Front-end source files

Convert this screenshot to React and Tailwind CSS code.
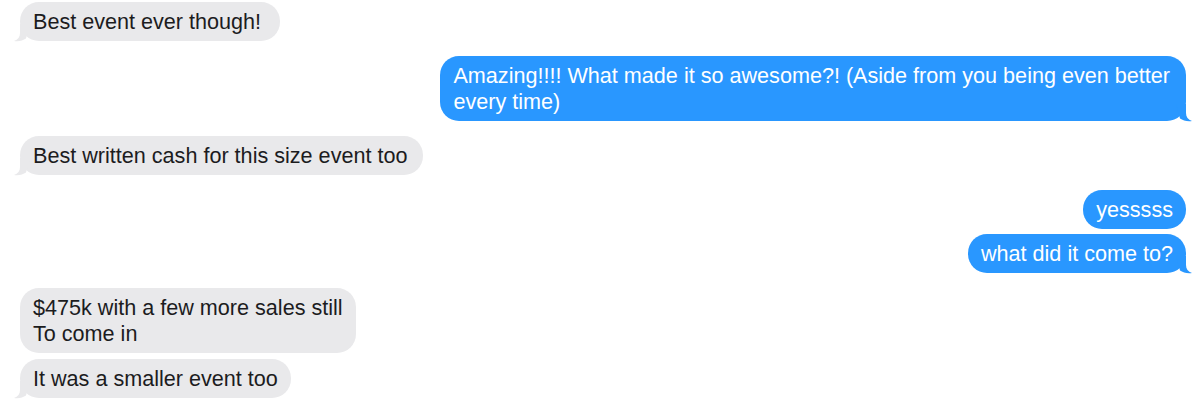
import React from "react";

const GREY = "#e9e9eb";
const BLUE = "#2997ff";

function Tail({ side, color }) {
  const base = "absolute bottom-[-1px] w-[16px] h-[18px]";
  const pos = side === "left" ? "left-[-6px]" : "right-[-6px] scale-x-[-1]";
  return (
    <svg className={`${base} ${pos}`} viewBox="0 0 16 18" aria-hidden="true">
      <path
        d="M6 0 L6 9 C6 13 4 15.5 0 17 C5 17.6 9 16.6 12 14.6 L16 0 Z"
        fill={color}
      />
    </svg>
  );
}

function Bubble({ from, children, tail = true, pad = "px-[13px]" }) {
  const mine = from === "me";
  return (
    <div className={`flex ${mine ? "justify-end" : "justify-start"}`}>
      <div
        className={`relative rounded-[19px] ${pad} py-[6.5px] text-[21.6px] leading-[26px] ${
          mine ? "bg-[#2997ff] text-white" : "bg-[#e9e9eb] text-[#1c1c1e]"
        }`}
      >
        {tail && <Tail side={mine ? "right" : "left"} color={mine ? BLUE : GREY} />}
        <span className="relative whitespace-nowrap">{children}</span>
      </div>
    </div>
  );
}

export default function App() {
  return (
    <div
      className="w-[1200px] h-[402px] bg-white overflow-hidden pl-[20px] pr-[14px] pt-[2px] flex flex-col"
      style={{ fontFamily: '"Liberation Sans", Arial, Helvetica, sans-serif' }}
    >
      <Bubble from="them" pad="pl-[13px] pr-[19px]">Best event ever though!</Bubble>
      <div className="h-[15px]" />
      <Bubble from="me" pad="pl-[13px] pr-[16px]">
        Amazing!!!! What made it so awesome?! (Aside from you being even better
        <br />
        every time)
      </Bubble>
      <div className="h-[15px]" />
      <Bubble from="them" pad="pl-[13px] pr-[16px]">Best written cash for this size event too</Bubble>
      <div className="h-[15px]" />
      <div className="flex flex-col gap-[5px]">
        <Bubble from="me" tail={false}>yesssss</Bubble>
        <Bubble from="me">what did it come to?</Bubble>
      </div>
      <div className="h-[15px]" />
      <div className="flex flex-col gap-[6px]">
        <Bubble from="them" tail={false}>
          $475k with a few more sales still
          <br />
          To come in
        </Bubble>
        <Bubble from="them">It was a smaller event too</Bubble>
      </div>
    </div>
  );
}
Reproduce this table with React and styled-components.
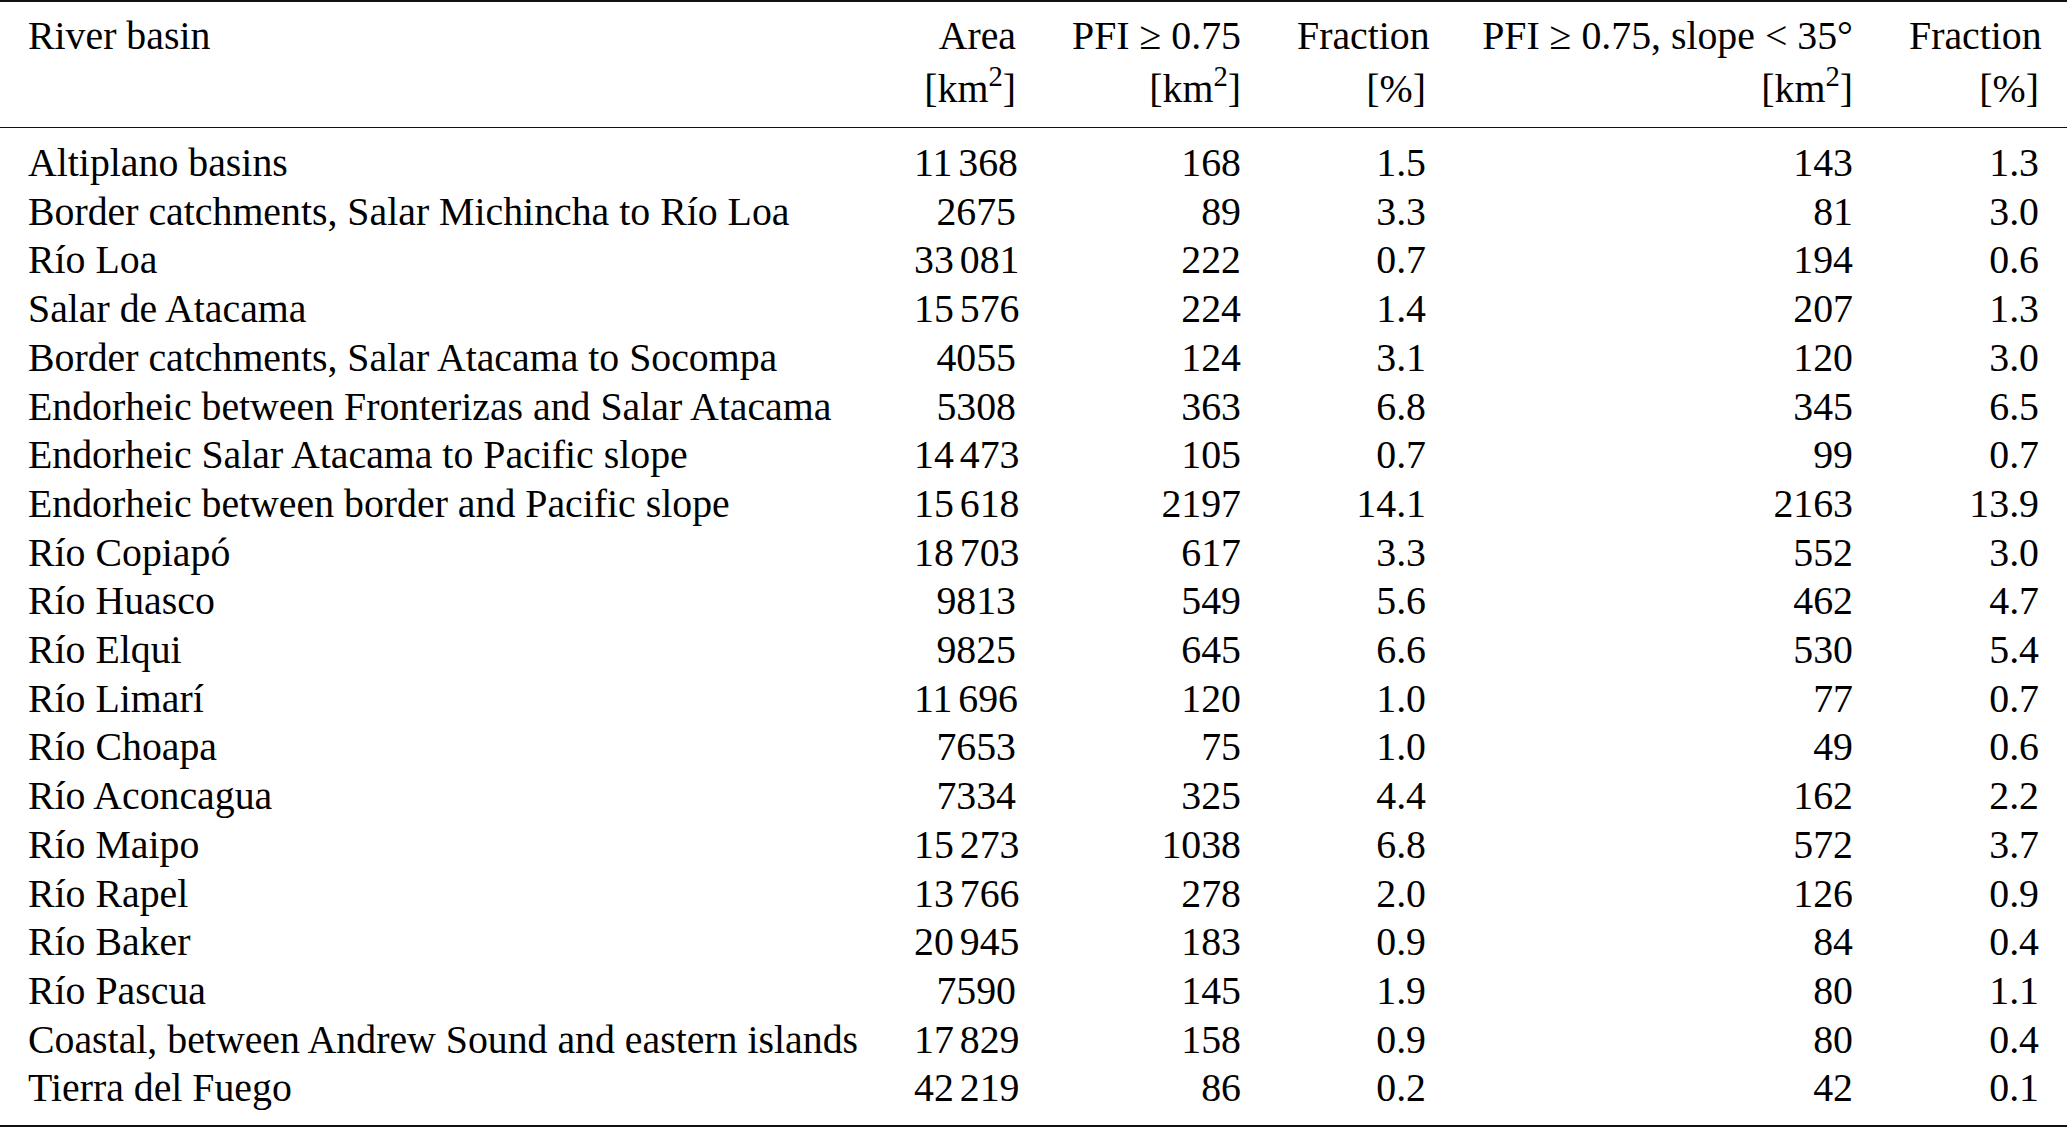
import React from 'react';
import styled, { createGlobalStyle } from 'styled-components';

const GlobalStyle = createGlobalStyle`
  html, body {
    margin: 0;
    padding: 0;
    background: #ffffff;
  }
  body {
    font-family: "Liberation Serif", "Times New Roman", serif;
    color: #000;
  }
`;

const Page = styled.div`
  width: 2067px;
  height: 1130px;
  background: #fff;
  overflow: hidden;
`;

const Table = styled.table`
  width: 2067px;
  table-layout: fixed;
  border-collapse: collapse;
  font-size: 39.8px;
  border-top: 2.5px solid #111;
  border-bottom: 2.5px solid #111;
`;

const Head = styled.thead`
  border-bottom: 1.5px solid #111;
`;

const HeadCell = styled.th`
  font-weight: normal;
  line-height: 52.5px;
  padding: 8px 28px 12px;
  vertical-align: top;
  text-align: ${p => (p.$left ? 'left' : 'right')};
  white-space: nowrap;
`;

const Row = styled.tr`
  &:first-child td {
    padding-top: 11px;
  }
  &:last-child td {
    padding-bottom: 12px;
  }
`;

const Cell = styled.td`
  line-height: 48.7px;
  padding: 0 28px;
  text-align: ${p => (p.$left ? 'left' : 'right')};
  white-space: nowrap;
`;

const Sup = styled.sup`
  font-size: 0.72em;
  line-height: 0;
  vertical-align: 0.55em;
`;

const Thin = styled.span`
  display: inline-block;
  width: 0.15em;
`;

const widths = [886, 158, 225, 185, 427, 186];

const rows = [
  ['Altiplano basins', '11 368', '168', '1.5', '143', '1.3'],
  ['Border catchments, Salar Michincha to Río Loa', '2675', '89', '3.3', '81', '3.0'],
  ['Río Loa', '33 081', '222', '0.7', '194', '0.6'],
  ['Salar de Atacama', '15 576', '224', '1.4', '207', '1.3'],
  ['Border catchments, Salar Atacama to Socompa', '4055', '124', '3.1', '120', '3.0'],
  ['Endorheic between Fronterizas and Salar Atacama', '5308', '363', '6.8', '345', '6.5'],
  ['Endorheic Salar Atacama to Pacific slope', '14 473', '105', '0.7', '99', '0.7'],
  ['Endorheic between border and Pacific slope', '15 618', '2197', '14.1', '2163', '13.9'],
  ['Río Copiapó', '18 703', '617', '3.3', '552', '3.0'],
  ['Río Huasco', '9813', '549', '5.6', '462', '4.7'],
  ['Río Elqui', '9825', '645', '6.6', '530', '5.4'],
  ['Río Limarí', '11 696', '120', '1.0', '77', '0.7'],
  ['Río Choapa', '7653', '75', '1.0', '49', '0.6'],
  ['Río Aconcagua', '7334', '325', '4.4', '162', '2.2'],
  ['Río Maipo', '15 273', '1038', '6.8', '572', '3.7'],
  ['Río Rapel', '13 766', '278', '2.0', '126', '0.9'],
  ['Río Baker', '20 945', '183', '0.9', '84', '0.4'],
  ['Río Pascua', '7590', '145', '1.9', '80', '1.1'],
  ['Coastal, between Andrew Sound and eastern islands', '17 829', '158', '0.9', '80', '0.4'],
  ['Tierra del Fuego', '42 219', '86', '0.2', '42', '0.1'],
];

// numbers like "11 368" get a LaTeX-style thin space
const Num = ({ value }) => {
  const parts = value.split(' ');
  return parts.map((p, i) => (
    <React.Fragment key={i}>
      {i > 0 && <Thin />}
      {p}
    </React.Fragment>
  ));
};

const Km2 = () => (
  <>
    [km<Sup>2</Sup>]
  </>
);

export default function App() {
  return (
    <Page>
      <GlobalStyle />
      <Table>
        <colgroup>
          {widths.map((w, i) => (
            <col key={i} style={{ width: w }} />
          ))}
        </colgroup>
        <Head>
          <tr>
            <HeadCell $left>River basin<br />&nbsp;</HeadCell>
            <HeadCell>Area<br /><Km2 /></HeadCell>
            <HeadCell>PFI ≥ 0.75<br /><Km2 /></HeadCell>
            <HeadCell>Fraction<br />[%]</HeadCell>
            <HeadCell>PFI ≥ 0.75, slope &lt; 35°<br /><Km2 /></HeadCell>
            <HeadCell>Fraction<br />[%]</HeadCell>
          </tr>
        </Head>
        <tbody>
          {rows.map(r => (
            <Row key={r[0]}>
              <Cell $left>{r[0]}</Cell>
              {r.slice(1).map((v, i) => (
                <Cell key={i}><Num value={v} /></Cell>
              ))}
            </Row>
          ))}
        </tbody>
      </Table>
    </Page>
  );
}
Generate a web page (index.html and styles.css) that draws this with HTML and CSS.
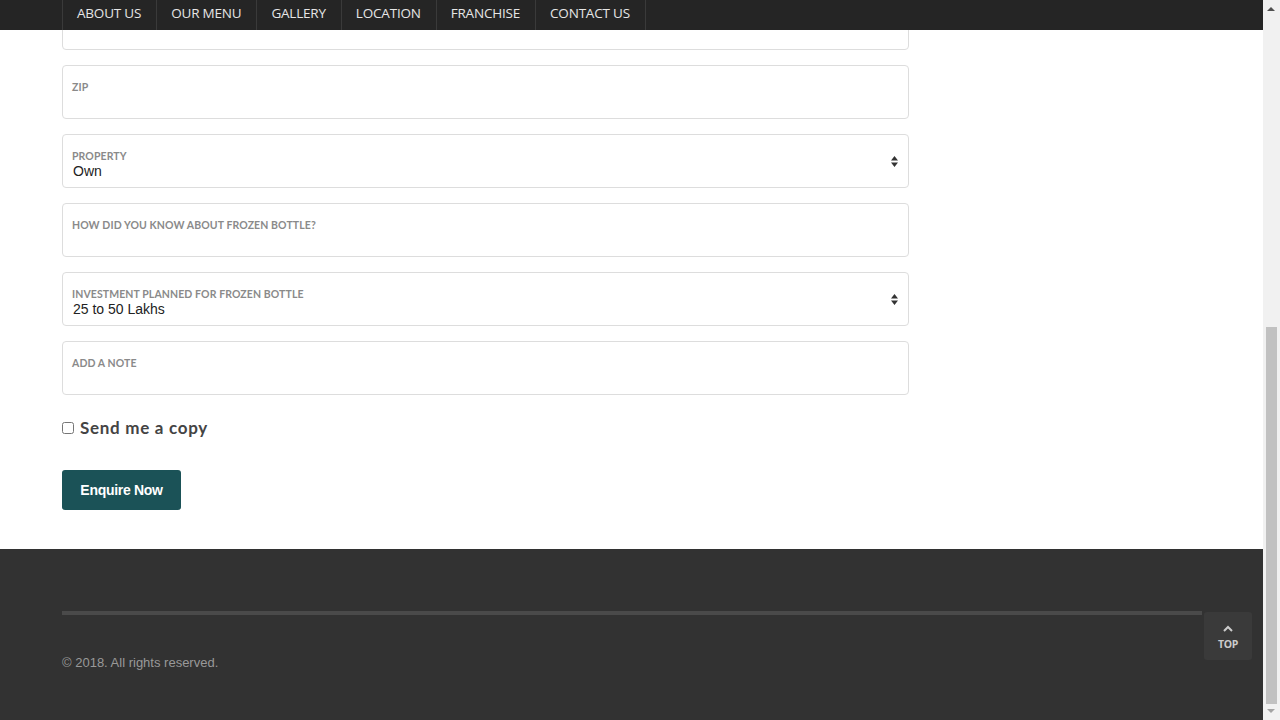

--- Aim of the task ---
Each line holding "React" must be found and copied.

--- Full solution ---
Convert this screenshot to React and Tailwind CSS code.
import React from "react";
Reproduce this table with React and styled-components.
import React from 'react';
    <React.Fragment key={i}>
    </React.Fragment>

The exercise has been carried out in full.